Rosen re-posted the entry to his other blog, Copywriting Makeovers. While his entries are necessary long, there are nuggets of gold in each makeover. If you don’t have the time or desire to read the whole explanation, look for the section titled “Copywriting Tune-up” in each entry. Just following those tips can really make a difference in your writing.
These blogs are also a great reminder to check your reading ease and the passive sentences when you’re editing. You can easily check these in MS Word simply by running a spelling and grammar check. If you don't have the tool with your word processor, you can use the one at (of all places) Dave Child's I Love Jack Daniels. Who knew that this was a serious site for techy business? It's definitely worth a browse.
I got so involved reading these and thinking about them that I have yet to develop my entry about guru.com. I will post that either late today or tomorrow.
Thursday, June 7, 2007
I wandered over to About.com, lured by the headline Write Pitches that Turn into Assignments. That turned out to be quite the interesting set of articles on writing in general.
In looking about, I then found this encouraging article by Loolwa Khazzoom about being a full-time freelance writer and a parent. It isn’t a “lightning strike” story about a yappy blog being discovered by mainstream media. It’s about building your career, slowly and carefully.
A couple of clicks down the breadcrumb trail I found her web site, with an impressive array of magazine covers and newspaper logos. It is sites like this that can really get a beginner motivated – or at least playing the “what if” game. It’s important to consider how you can fit freelancing into your life at the start of your career.
For me, my children are too young and my full-time job too financially crucial to our lives to chuck it all and “Just Do It”. But I do have time to research, write, and edit the occasional article. The question is whether I can commit to a deadline. Promising to deliver and failing to do so because your youngest threw up on the dog and the couch in the middle of writing it will not impress your client. Nor is it likely to get you more work through positive word-of-mouth or feedback. Staying up until 3 in the morning after a full work week is hardly conducive to good finished copy, either.
While sometimes I feel like a coward or a procrastinator, the fact is that I am not in a position to do serious freelance work. It’s better for me and better for the name of freelancers everywhere that I remember these points when I’m tempted to sign up for places like guru.com (more on them tomorrow) and elance. It seems like a lot of folks are so excited by the idea of being a freelance writer that they leap into it with both feet and end up over their heads pretty quickly. I’d rather wade in slowly and feel my way.

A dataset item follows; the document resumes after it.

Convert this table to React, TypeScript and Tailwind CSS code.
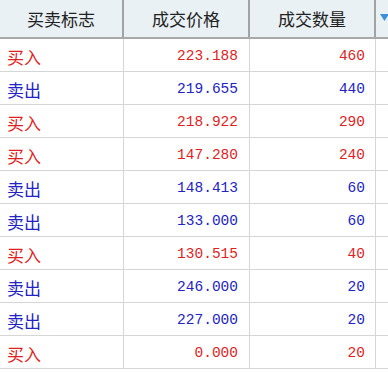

Some days, though, that feels more like rationalizing than reasoning. Those are the days when I’ve been sucked into perusing craigslist and reading too many blogs.
Tuesday, June 5, 2007
In case any of you don’t check the discussion boards as Associated Content (or don’t write there) I wanted to draw attention to the link to NewsU. They have free courses for registered users on a lovely pile of journalism and writing topics. I registered today and immediately ran across two courses I will likely go through this weekend when I can focus.

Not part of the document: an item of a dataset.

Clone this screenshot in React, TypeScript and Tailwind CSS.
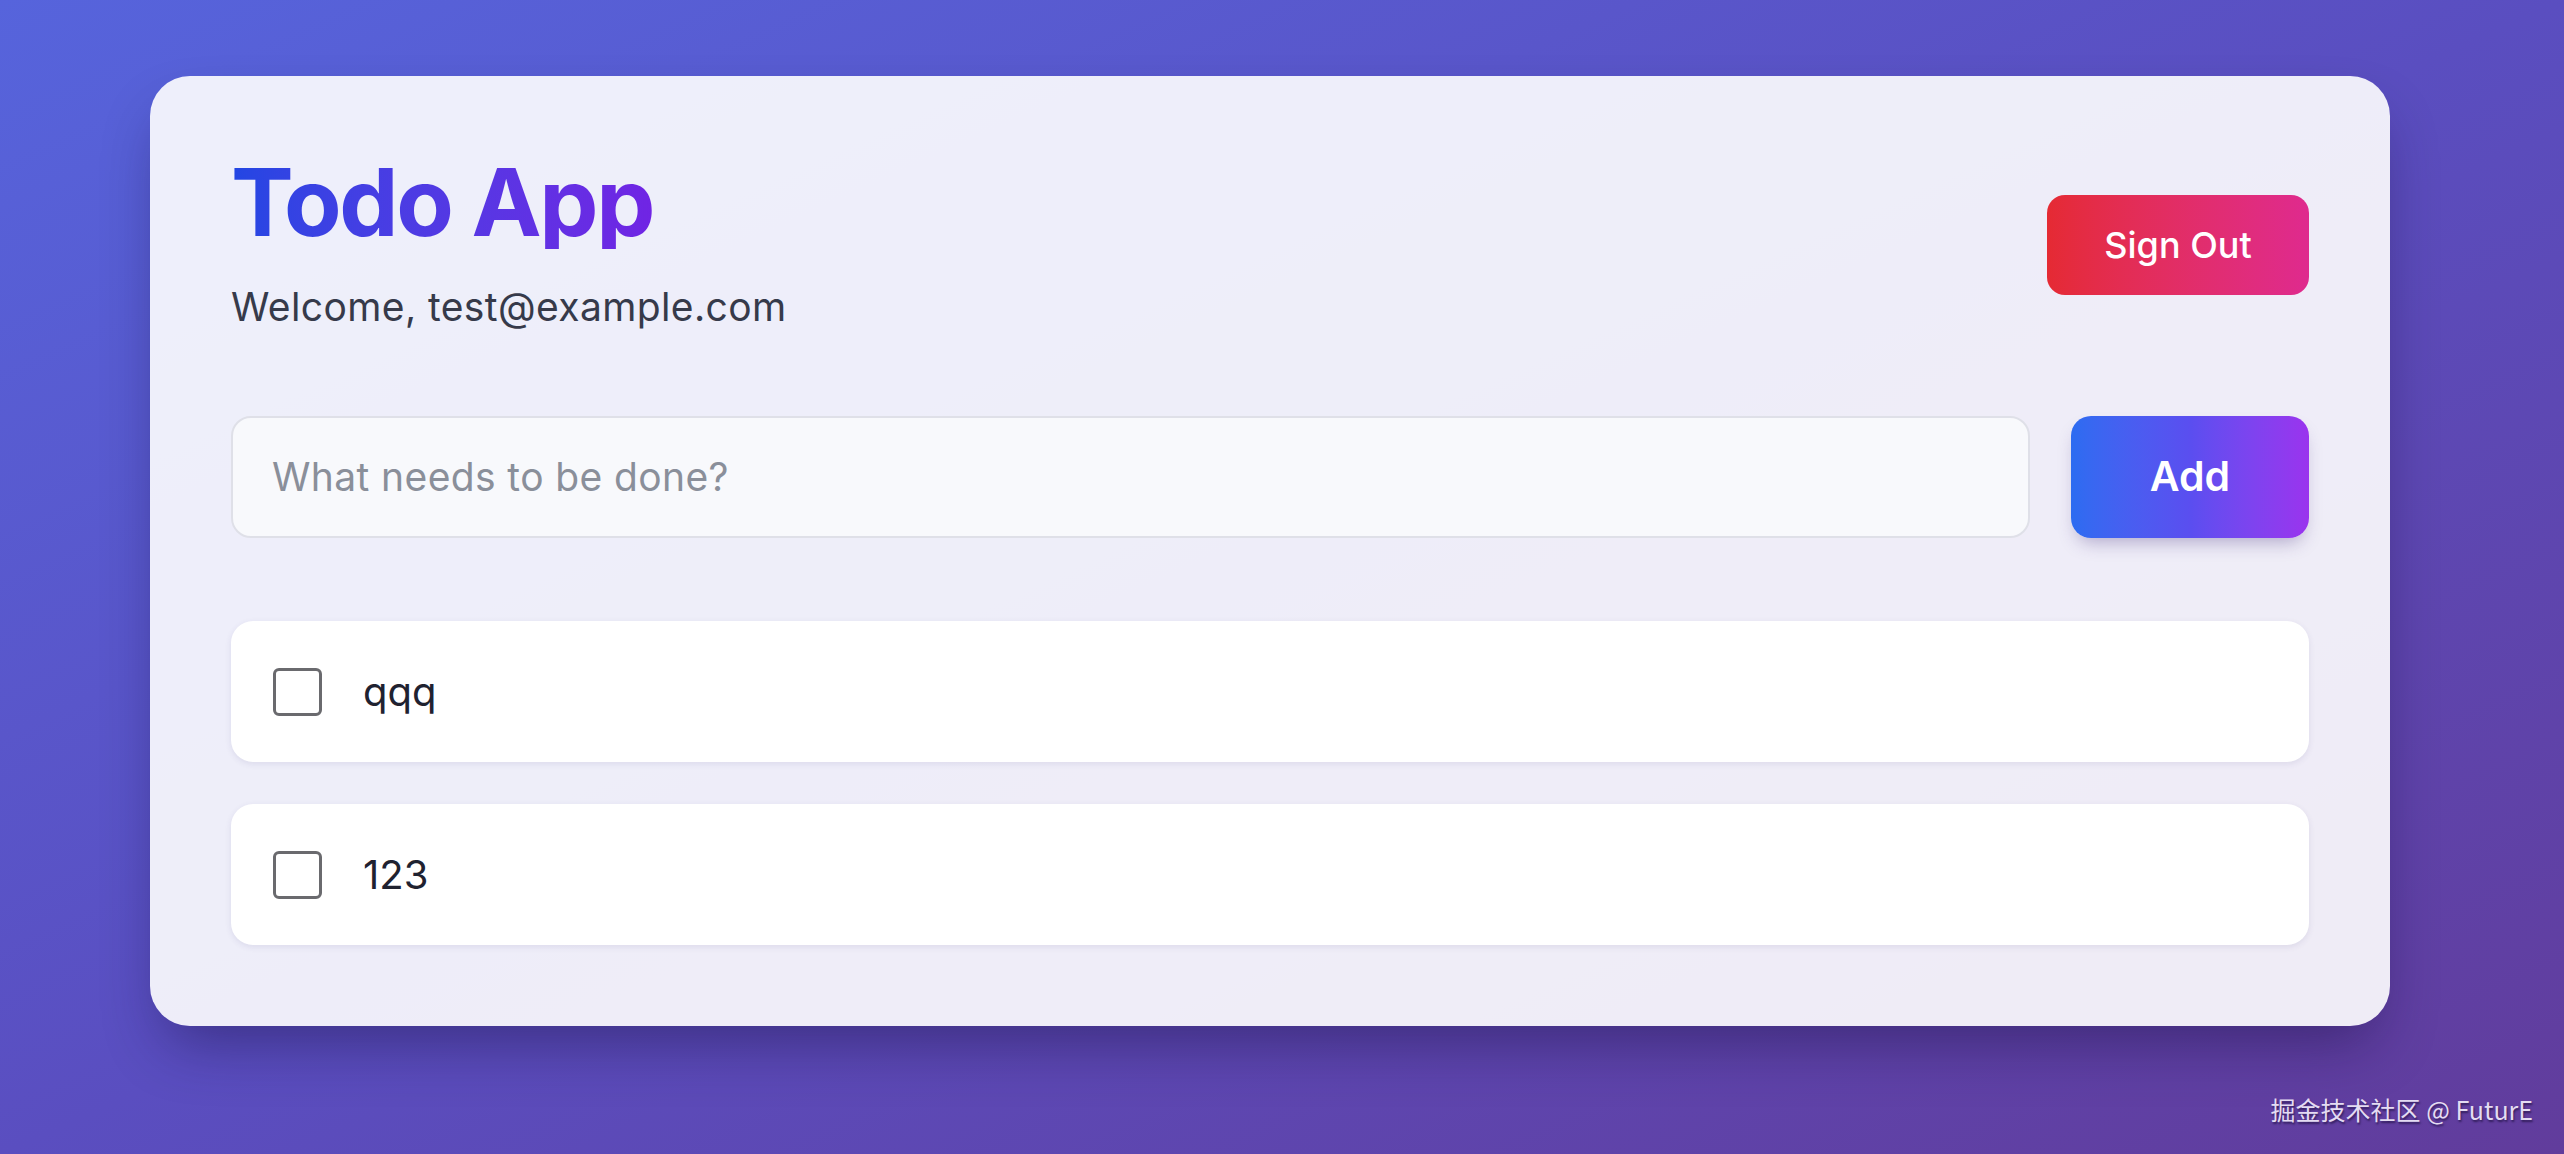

I’m excited to find another resource, especially one that keeps a syllabus of the courses you have taken. I can’t help but think that taking these courses (and having proof) would be a boon to your resume when writing proposals for freelance jobs. Even simply adding a sentence like, “I have taken a course in headline writing from Jane Smith and one on copyediting and proofreading with Bob Jones,” can add a bit of cachet to your curriculum vitae.
Sunday, June 3, 2007
I have been checking out Walter Burek's Inklings for about a week now. He almost invariably has something intelligent and helpful to say, and has a link or two to share as well. I can't help but think he's got a book of good writing quotes at home, becuase he comes up with some excellent and relevant ones for his weekly post. Then there was this post on editing your own writing that laid down some specific and realistic rules for evaluating your work.
This brings me back to somthing I was posting on a disucssion board the other day. The question was about using contractions (of which I'm a proponent) but my response was about tone. To me, purposely removing them where you naturally wrote them can make your writing stilted instead of authoritative. Also, spelling out the "not" inherent in many contractions tends to emphasize it, since it is so often neglected. Unless you're writing a technical manual or other instructions (where you want to ensure that people do not do something when they ought not to do it) you can feel free to sprinkle the contractions about naturally. That's it for today!
Saturday, June 2, 2007
For those who doubt the saying "You don't know what you've got 'til it's gone", try having complete hardware failure and being without a computer for a full day. This is my apology for not being anywhere to be found yesterday and my explanation for why I don't have much in the way of links today.
I wanted to check on Blog Flux (on which I've cooled, as apparently I missed the part where you only get the cool stats if you pay them and there is no networking set-up over there) and I knew I had a new article published at Associated Content. That one is about fighting urban sprawl with mixed-use development. I was excited to see it up as it's part of a series I'm doing.
I also ran across guru.com and I really wanted to get some feedback on whether anyone I "know" has used it and how it works. The link points to the page for searching projects, and I found a fair number of freelance writing jobs both under the Article/News category and the web content categories. It also appears that they pay by escrow, which tends to mean that you can feel more confident that you'll actually get paid for your work! I'll look into this and post more later.